What is one business idea that you’re willing to give away to our readers?

Several come to mind; however, the most recognized and proven business is getting involved in real estate investing, which interests me. Yet again, it has a lot to do with reading and researching, which I enjoy doing. I think that either buying into a successful franchise or investing in an interesting entrepreneurial business would be something I might find rewarding.

What is the best $100 you recently spent? What and why?

The best $100 I recently spent was purchasing a cell phone for my young daughter. We had made an agreement about it, and I wanted her to have one because it is a way to call and text each other at any time. If I am away, we can always communicate with each other. That is something incredibly special to me.

What is one piece of software or a web service that helps you be productive?

The software I use the most would be Outlook. It is versatile, has many uses, and allows you to be productive while on the go. It is there 24-7—anywhere, anytime—to access from your desktop and smartphone.

What is the one book that you recommend our community should read and why?
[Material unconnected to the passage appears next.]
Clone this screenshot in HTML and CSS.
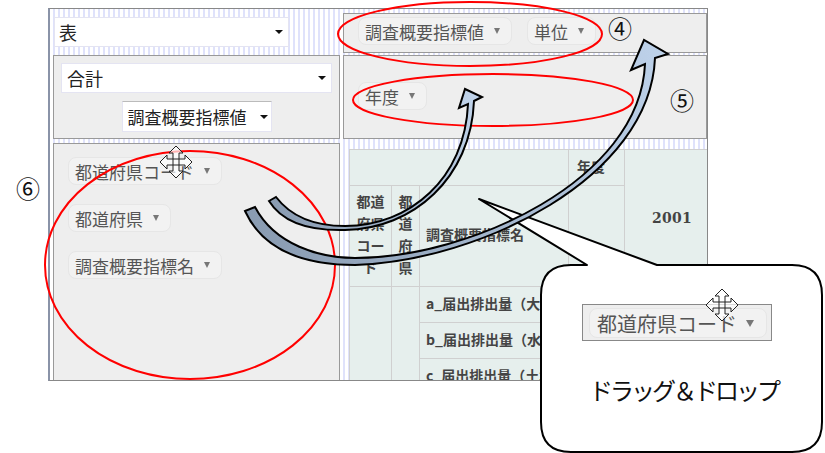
FILE: index.html
```html
<!DOCTYPE html>
<html lang="ja">
<head>
<meta charset="utf-8">
<title>ドラッグ＆ドロップ</title>
<link rel="stylesheet" href="styles.css">
</head>
<body>
<main class="frame">
  <section class="col-left">
    <div class="select select-top"><span>表</span><i class="caret"></i></div>
    <div class="panel panel-controls">
      <div class="select select-wide"><span>合計</span><i class="caret"></i></div>
      <div class="select select-small"><span>調査概要指標値</span><i class="caret"></i></div>
    </div>
    <div class="panel panel-fields">
      <div class="pill pill-long"><span>都道府県コード</span><i class="tri"></i></div>
      <div class="pill"><span>都道府県</span><i class="tri"></i></div>
      <div class="pill"><span>調査概要指標名</span><i class="tri"></i></div>
    </div>
  </section>
  <section class="col-right">
    <div class="panel panel-cols">
      <div class="pill"><span>調査概要指標値</span><i class="tri"></i></div>
      <div class="pill"><span>単位</span><i class="tri"></i></div>
    </div>
    <div class="panel panel-rows">
      <div class="pill"><span>年度</span><i class="tri"></i></div>
    </div>
    <div class="table-wrap">
      <table class="pivot">
        <colgroup>
          <col class="c1"><col class="c2"><col class="c3"><col class="c4"><col class="c5">
        </colgroup>
        <tr class="r-top"><th colspan="3"></th><th class="year-label">年度</th><th rowspan="2" class="year">2001</th></tr>
        <tr class="r-head"><th>都道府県コード</th><th>都道府県</th><th class="left">調査概要指標名</th><th></th></tr>
        <tr class="r-body"><th rowspan="3"></th><th rowspan="3"></th><th class="left">a_届出排出量（大気）</th><th></th><th></th></tr>
        <tr class="r-body"><th class="left">b_届出排出量（水域）</th><th></th><th></th></tr>
        <tr class="r-body"><th class="left">c_届出排出量（土壌）</th><th></th><th></th></tr>
      </table>
    </div>
  </section>
</main>

<svg class="overlay" viewBox="0 0 825 453" aria-hidden="true">
  <path class="bubble" d="M571,265 L587,265 L479,199 L657,265 L792,265 Q822,265 822,295 L822,422 Q822,452 792,452 L571,452 Q541,452 541,422 L541,295 Q541,265 571,265 Z"/>
</svg>

<div class="callout">
  <div class="chip">
    <div class="pill pill-big"><span>都道府県コード</span><i class="tri"></i></div>
  </div>
  <p class="callout-label">ドラッグ＆ドロップ</p>
</div>

<svg class="overlay" viewBox="0 0 825 453">
  <defs>
    <linearGradient id="a1" gradientUnits="userSpaceOnUse" x1="270" y1="200" x2="475" y2="100">
      <stop offset="0" stop-color="#8a9cb2"/><stop offset="1" stop-color="#c0d3ea"/>
    </linearGradient>
    <linearGradient id="a2" gradientUnits="userSpaceOnUse" x1="250" y1="210" x2="650" y2="50">
      <stop offset="0" stop-color="#8a9cb2"/><stop offset="1" stop-color="#bcd0e8"/>
    </linearGradient>
    <g id="move">
      <path d="M0,-16 L7,-9 L3,-9 L3,-3 L9,-3 L9,-7 L16,0 L9,7 L9,3 L3,3 L3,9 L7,9 L0,16 L-7,9 L-3,9 L-3,3 L-9,3 L-9,7 L-16,0 L-9,-7 L-9,-3 L-3,-3 L-3,-9 L-7,-9 Z"/>
      <path d="M-3,-3 V3 M3,-3 V3 M-3,-3 H3 M-3,3 H3"/>
    </g>
  </defs>
  <ellipse class="ring" cx="470" cy="34" rx="132" ry="32"/>
  <ellipse class="ring" cx="493" cy="100" rx="140" ry="26"/>
  <ellipse class="ring" cx="190" cy="265" rx="145" ry="114"/>
  <path class="arrow" fill="url(#a1)" d="M269,201 L276,197 C292,218 318,226 345,226 C410,226 465,178 468,104 L459,108 L465,89 L482,97 L474,101 C471,178 413,229 345,230 C308,231 282,222 269,201 Z"/>
  <path class="arrow" fill="url(#a2)" d="M245,211 L255,207 C275,245 320,258 355,258 C470,258 640,180 645,64 L631,70 L644,40 L668,54 L655,58 C650,178 480,261 355,265 C300,265 262,248 245,211 Z"/>
  <use href="#move" class="cursor" x="176" y="162"/>
  <use href="#move" class="cursor" x="722" y="305"/>
  <text class="num" x="620" y="38">④</text>
  <text class="num" x="682" y="110">⑤</text>
  <text class="num" x="28" y="198">⑥</text>
</svg>
</body>
</html>
```
FILE: styles.css
```css
* { box-sizing: border-box; }
html, body { margin: 0; padding: 0; background: #fff; }
body {
  position: relative;
  width: 825px;
  height: 453px;
  overflow: hidden;
  font-family: "Noto Sans CJK JP", "Noto Sans", sans-serif;
  color: #333;
}
.frame {
  margin: 8px 0 0 48px;
  width: 660px;
  height: 373px;
  display: grid;
  grid-template-columns: 291px 1fr;
  border: 1px solid #888;
  border-left: 2px solid #8a93a8;
  overflow: hidden;
  background: repeating-linear-gradient(90deg, #fff 0 3px, #dfe2fb 3px 5px);
}
.col-left, .col-right { display: flex; flex-direction: column; min-width: 0; }
.col-left { padding: 8px 0 0 3px; }
.col-right { padding: 4px 0 0 2px; }

.panel {
  background: #eee;
  border: 1px solid #999;
  flex: none;
}
.select {
  background: #fff;
  border: 1px solid #e4e4f2;
  display: flex;
  align-items: center;
  justify-content: space-between;
  font-size: 18px;
  color: #222;
}
.caret {
  width: 0; height: 0;
  border-left: 4px solid transparent;
  border-right: 4px solid transparent;
  border-top: 4px solid #111;
  flex: none;
}
.select-top {
  width: 235px;
  height: 30px;
  margin: 0 0 8px 1px;
  padding: 0 5px 0 4px;
}
.panel-controls {
  height: 84px;
  width: 287px;
  padding: 7px 7px 0;
  display: flex;
  flex-direction: column;
  align-items: center;
  margin-bottom: 4px;
}
.select-wide { width: 100%; height: 30px; padding: 0 5px 0 5px; }
.select-small {
  width: 150px;
  height: 31px;
  margin-top: 8px;
  padding: 0 3px 0 5px;
  font-size: 17px;
  border-top: 1px solid #bbb;
}
.panel-fields {
  flex: 1;
  width: 287px;
  padding: 13px 0 0 14px;
  display: flex;
  flex-direction: column;
  align-items: flex-start;
  gap: 19px;
  border-bottom: 0;
}
.pill {
  display: inline-flex;
  align-items: center;
  height: 28px;
  padding: 0 11px 0 6px;
  gap: 10px;
  background: #f2f2f2;
  border: 1px solid #e6e6e6;
  border-radius: 8px;
  font-size: 17px;
  color: #555;
  white-space: nowrap;
}
.tri {
  width: 0; height: 0;
  border-left: 3.5px solid transparent;
  border-right: 3.5px solid transparent;
  border-top: 6px solid #777;
  flex: none;
}
.panel-cols {
  height: 40px;
  padding: 3px 0 0 14px;
  display: flex;
  align-items: flex-start;
  gap: 15px;
  margin-bottom: 2px;
}
.panel-rows {
  height: 84px;
  padding: 26px 0 0 14px;
  display: flex;
  align-items: flex-start;
}
.table-wrap {
  padding: 10px 0 0 6px;
  flex: 1;
  overflow: hidden;
}
.pivot {
  table-layout: fixed;
  border-collapse: collapse;
  width: 370px;
  font-size: 14px;
  color: #444;
}
.c1 { width: 42px; }
.c2 { width: 28px; }
.c3 { width: 149px; }
.c4 { width: 56px; }
.c5 { width: 95px; }
.pivot th {
  background: #e6efed;
  border: 1.5px solid #d0d0d0;
  padding: 0 6px 4px;
  line-height: 22px;
  font-weight: 700;
  white-space: normal;
}
.pivot th.left { text-align: left; white-space: nowrap; overflow: hidden; }
.pivot th.year-label { text-align: left; padding-left: 8px; }
.pivot th.year { font-size: 14px; font-family: "DejaVu Serif", serif; letter-spacing: .3px; padding-bottom: 0; }
.r-top { height: 36px; }
.r-head { height: 101px; }
.r-body { height: 36px; }

.overlay {
  position: absolute;
  left: 0; top: 0;
  width: 825px;
  height: 453px;
  pointer-events: none;
}
.bubble { fill: #fff; stroke: #000; stroke-width: 2; stroke-linejoin: round; }
.callout {
  position: absolute;
  left: 540px; top: 265px;
  width: 283px; height: 188px;
  padding: 39px 0 0 42px;
  display: flex;
  flex-direction: column;
  align-items: flex-start;
}
.chip {
  width: 190px;
  height: 37px;
  background: #eee;
  border: 1px solid #888;
  padding: 3px 0 0 6px;
}
.pill-big {
  width: 178px;
  height: 30px;
  font-size: 20px;
  padding: 0 12px 0 7px;
  justify-content: space-between;
  gap: 0;
}
.pill-big .tri {
  border-left-width: 4.5px;
  border-right-width: 4.5px;
  border-top-width: 7px;
}
.callout-label {
  margin: 34px 0 0 7px;
  font-size: 24px;
  line-height: 30px;
  letter-spacing: -3px;
  color: #111;
  white-space: nowrap;
}
.ring { fill: none; stroke: #f00; stroke-width: 2; }
.arrow { stroke: #000; stroke-width: 2; stroke-linejoin: miter; }
.cursor { fill: rgba(255,255,255,.7); stroke: #222; stroke-width: 1; }
.num { font-size: 24px; text-anchor: middle; fill: #111; font-family: "Noto Sans CJK JP", sans-serif; }
```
Having a father who encouraged me to read from an early age, so many books come to mind. But if I had to pick one, I would choose One L, by Scott Turow, as something that resonated with me. It was about his first year at Harvard, his experience there; how it challenged him, how he immersed himself in it, and got through it. It would be a great read for anyone, especially someone going into law practice.

What is your favorite quote?

I laugh when I say this: “Go ahead, make my day.” I’m a fan of Clint Eastwood’s early movies! To me, the quote carries with it the meaning of ‘give me anything, and I will take it on as a challenge and succeed.’ All joking aside, I would have to say a quote I live by would be, “Do unto others as you would like done to you.” Abiding by the Golden Rule is a great way to set an example.

Key Learnings:

  • There is no such thing as failure.
  • Be curious.
  • Challenges make people work smarter, not harder.